> **WRITTEN EXERCISE**
Identify each line containing the word "styles" and copy it.

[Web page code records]
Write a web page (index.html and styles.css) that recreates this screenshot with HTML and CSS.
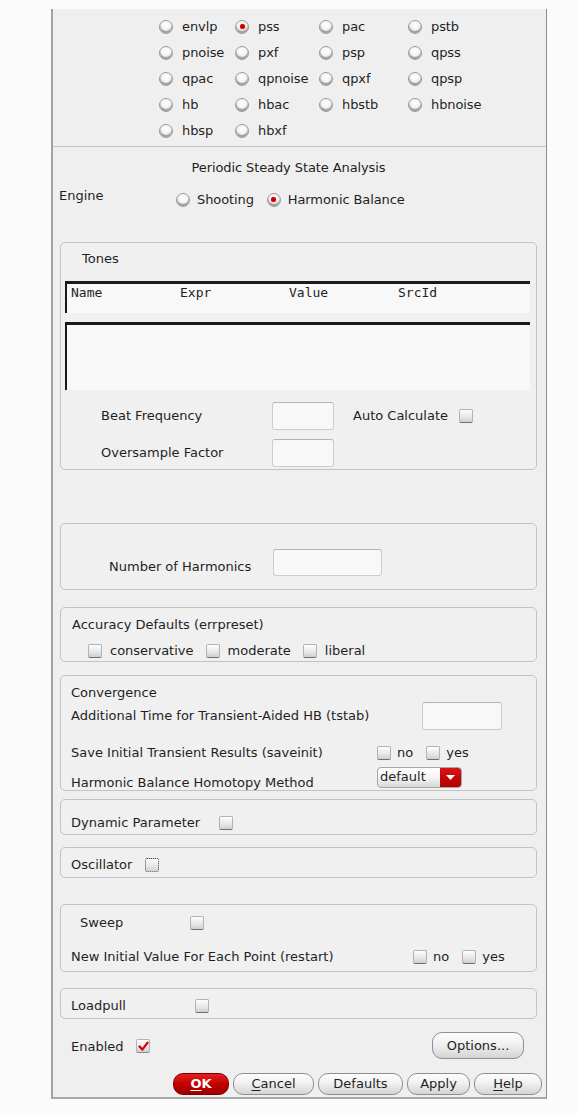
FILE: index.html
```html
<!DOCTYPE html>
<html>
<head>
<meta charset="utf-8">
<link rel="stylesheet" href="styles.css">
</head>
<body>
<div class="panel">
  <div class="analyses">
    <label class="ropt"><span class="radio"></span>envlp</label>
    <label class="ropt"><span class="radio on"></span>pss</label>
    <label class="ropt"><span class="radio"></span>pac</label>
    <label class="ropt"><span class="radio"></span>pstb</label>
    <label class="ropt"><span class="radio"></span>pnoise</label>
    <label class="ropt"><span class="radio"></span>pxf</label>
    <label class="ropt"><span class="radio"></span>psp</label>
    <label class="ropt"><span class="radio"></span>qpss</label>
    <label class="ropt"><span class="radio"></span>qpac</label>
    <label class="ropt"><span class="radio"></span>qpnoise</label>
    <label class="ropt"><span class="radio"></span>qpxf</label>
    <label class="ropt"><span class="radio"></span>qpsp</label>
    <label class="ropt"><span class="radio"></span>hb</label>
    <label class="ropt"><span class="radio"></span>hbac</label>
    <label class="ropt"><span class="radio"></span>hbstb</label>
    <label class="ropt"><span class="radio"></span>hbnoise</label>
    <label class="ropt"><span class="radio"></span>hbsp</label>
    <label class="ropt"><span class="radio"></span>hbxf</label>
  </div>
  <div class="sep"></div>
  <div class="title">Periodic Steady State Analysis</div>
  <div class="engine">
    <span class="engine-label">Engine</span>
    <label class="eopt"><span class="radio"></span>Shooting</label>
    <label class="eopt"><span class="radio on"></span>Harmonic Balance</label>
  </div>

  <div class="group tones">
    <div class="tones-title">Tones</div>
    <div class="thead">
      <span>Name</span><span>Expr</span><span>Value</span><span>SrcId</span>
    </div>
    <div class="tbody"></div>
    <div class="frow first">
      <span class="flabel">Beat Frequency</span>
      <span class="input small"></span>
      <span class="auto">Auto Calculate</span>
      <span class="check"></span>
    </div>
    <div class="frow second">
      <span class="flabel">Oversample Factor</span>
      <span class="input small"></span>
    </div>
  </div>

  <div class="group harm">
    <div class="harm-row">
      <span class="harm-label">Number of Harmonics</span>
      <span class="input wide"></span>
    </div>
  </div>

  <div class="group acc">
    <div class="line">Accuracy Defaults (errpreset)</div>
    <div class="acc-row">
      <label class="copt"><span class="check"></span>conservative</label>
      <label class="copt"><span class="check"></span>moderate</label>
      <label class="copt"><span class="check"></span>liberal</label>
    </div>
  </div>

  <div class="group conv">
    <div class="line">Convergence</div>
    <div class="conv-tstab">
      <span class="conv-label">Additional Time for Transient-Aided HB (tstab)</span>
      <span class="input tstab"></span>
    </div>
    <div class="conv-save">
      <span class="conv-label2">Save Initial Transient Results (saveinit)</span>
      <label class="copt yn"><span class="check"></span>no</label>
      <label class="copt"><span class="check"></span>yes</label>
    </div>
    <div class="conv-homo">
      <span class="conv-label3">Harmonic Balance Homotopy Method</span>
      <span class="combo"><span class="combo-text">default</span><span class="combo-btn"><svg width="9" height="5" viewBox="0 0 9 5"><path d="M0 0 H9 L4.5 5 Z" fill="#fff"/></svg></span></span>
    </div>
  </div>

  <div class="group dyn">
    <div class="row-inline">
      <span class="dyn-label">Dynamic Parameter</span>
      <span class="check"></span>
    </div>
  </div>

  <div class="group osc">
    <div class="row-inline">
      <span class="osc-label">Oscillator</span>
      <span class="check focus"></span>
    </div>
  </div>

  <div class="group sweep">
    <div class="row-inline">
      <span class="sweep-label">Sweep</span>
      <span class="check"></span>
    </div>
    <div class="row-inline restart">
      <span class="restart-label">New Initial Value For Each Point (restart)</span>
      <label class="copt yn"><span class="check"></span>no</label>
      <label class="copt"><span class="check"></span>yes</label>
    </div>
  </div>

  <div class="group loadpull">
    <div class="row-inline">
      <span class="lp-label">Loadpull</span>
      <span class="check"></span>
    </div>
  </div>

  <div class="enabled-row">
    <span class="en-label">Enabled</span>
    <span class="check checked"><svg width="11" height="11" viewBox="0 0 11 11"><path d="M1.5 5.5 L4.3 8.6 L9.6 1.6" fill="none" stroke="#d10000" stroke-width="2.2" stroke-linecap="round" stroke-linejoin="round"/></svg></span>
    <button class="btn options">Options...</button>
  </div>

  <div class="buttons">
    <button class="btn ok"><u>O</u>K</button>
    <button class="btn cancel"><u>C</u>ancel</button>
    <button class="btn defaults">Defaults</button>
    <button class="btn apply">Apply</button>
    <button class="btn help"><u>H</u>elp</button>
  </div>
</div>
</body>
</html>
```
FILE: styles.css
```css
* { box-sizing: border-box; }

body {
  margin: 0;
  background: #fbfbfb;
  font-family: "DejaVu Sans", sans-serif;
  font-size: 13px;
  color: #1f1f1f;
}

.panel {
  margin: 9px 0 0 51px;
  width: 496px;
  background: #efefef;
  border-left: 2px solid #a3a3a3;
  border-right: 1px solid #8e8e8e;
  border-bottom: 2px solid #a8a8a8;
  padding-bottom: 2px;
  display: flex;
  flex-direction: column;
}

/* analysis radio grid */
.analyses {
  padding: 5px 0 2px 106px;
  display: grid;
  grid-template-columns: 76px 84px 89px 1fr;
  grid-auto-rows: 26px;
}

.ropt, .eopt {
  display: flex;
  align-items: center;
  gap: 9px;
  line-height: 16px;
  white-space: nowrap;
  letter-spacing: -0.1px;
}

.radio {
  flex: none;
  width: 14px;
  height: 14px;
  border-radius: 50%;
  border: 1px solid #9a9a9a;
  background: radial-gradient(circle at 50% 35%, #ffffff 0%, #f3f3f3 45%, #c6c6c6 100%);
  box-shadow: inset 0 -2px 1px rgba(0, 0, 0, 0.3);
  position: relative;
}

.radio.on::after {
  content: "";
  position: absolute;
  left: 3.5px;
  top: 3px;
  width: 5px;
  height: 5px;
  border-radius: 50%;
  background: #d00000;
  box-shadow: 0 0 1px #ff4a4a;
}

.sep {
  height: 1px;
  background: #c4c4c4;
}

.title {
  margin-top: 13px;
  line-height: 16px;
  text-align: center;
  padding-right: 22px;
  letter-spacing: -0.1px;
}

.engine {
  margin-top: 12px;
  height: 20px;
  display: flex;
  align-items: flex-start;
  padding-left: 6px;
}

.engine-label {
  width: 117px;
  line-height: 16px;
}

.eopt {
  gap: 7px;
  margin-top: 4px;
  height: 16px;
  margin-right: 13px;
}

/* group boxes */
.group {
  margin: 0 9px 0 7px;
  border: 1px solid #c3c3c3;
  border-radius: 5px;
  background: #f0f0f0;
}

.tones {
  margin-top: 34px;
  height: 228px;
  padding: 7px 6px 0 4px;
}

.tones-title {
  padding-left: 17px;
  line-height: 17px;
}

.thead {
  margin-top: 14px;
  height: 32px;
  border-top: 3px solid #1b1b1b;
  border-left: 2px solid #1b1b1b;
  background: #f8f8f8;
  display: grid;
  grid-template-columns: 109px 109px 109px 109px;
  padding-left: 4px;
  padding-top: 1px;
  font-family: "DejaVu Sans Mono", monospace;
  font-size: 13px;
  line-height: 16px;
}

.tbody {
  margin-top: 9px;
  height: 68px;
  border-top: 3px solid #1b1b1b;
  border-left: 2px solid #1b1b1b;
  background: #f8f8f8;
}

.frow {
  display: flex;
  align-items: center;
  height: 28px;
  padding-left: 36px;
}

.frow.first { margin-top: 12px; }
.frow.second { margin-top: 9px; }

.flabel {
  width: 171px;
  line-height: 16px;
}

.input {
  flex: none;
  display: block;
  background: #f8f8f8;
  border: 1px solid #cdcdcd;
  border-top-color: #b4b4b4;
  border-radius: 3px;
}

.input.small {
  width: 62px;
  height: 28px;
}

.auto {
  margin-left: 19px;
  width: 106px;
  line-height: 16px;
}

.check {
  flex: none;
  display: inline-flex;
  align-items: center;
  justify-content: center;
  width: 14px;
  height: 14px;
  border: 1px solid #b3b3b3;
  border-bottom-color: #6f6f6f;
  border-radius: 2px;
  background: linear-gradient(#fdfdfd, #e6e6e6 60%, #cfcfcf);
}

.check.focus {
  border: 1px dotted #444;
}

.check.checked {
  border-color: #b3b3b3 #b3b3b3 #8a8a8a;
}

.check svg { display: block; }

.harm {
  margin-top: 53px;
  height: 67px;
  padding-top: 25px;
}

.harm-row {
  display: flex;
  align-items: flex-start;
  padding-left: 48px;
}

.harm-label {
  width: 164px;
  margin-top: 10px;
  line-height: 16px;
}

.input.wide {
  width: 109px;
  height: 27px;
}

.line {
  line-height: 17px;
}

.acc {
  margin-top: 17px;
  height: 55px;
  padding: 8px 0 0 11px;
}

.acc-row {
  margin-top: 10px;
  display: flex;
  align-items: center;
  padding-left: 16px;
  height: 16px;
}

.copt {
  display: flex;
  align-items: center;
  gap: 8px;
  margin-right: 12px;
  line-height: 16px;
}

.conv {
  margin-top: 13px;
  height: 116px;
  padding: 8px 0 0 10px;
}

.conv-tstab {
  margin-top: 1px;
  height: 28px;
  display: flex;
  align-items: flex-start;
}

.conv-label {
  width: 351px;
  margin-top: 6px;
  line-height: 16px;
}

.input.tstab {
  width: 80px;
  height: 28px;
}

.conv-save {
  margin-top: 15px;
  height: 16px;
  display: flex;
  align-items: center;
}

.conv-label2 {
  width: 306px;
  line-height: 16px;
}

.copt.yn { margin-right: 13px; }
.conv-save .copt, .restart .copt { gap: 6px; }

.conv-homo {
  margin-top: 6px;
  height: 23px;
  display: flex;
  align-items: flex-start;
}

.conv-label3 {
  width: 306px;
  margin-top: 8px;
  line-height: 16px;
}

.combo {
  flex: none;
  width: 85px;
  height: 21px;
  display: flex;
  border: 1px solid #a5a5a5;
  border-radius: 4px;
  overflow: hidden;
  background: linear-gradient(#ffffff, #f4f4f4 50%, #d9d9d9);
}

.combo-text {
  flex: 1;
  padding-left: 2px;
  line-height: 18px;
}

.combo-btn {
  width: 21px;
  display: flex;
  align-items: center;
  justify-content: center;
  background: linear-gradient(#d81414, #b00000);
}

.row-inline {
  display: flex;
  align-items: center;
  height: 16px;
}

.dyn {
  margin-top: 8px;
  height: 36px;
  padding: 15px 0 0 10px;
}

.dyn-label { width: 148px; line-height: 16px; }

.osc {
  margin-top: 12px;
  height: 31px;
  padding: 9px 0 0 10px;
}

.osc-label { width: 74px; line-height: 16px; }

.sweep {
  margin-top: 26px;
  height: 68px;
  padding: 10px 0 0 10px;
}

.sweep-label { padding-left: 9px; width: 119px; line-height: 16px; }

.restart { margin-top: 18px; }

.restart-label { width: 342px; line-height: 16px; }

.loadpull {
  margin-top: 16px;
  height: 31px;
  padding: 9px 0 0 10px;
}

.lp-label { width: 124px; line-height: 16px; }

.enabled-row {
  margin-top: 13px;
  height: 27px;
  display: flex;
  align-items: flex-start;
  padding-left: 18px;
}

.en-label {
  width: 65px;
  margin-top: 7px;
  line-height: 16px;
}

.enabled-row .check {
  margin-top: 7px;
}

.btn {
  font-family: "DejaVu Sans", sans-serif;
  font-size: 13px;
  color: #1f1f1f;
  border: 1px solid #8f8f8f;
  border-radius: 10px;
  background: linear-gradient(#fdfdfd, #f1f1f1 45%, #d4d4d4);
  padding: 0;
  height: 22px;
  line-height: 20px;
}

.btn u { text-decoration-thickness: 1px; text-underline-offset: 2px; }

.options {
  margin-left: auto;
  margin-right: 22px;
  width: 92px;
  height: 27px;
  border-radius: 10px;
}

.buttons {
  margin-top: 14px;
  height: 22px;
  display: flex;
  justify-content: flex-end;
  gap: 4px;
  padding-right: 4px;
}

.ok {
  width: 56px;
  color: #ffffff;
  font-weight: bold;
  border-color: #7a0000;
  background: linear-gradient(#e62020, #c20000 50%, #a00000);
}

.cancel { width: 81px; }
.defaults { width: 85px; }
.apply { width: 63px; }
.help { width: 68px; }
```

...

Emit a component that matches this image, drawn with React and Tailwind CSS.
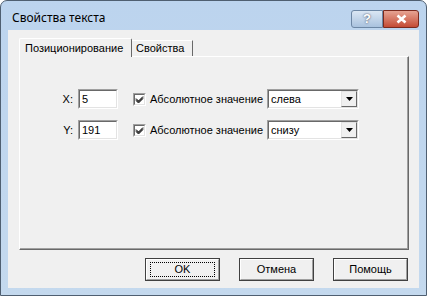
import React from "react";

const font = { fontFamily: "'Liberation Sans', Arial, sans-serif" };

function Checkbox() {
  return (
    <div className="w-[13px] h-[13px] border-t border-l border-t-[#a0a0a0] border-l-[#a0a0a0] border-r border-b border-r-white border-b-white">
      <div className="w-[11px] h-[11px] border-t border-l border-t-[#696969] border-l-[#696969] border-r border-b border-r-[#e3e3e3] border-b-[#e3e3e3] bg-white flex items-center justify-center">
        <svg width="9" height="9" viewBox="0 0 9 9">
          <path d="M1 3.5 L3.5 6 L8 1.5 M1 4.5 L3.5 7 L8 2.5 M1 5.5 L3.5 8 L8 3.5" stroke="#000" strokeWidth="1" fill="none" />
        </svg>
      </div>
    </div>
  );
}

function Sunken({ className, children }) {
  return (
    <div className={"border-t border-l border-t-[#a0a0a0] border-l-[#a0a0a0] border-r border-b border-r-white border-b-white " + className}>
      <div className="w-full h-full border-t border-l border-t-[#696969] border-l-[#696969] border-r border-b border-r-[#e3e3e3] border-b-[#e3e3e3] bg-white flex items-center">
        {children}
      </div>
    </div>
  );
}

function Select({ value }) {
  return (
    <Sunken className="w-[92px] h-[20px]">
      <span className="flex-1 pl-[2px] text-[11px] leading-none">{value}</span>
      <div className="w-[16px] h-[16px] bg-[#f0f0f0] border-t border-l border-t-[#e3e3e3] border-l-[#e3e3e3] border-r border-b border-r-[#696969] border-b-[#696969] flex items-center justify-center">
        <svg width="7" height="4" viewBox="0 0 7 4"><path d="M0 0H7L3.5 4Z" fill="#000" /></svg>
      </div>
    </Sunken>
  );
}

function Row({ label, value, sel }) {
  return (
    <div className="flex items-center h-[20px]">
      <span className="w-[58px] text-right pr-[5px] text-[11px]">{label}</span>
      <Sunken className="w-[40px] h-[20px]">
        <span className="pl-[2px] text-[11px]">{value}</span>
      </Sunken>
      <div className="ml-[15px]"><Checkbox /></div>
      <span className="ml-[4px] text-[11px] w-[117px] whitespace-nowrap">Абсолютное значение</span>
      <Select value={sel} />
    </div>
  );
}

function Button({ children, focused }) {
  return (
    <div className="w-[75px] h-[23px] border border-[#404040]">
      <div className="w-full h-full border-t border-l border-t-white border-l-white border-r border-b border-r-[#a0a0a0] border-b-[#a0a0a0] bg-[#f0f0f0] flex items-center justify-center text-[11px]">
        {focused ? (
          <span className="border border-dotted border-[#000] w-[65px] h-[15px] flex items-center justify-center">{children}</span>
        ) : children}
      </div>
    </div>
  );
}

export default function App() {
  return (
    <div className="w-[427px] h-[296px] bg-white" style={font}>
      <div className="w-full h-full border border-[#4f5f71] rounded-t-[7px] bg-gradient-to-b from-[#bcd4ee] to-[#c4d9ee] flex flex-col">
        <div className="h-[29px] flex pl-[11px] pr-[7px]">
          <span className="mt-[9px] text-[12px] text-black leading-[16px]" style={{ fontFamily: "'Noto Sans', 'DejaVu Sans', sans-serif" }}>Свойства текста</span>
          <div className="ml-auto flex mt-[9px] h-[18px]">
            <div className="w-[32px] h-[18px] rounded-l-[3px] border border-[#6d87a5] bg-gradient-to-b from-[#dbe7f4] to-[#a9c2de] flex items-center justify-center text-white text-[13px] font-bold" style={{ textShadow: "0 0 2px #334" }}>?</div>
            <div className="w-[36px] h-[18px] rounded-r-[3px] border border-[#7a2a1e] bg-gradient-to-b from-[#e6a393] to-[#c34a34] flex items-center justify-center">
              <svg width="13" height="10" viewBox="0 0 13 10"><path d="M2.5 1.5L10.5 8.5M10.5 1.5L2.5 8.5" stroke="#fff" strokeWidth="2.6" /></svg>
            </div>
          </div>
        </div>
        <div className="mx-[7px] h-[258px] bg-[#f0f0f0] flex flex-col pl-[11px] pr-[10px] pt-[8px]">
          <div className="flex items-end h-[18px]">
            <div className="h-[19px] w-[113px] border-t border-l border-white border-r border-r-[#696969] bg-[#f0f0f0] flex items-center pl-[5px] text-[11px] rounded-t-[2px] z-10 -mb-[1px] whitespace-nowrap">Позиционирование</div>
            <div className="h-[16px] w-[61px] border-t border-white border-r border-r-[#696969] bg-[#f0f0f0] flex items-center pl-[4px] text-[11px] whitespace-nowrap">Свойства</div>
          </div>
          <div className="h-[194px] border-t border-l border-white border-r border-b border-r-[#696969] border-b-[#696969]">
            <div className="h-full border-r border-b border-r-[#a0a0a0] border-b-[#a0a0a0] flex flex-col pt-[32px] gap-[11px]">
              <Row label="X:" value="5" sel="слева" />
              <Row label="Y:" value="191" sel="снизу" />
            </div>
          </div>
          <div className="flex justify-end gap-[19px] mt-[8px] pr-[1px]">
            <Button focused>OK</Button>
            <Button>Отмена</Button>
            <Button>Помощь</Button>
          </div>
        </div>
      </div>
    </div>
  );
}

> **TASK SOLUTION**
Write a web page (index.html and styles.css) that recreates this screenshot with HTML and CSS.
<link rel="stylesheet" href="styles.css">
FILE: styles.css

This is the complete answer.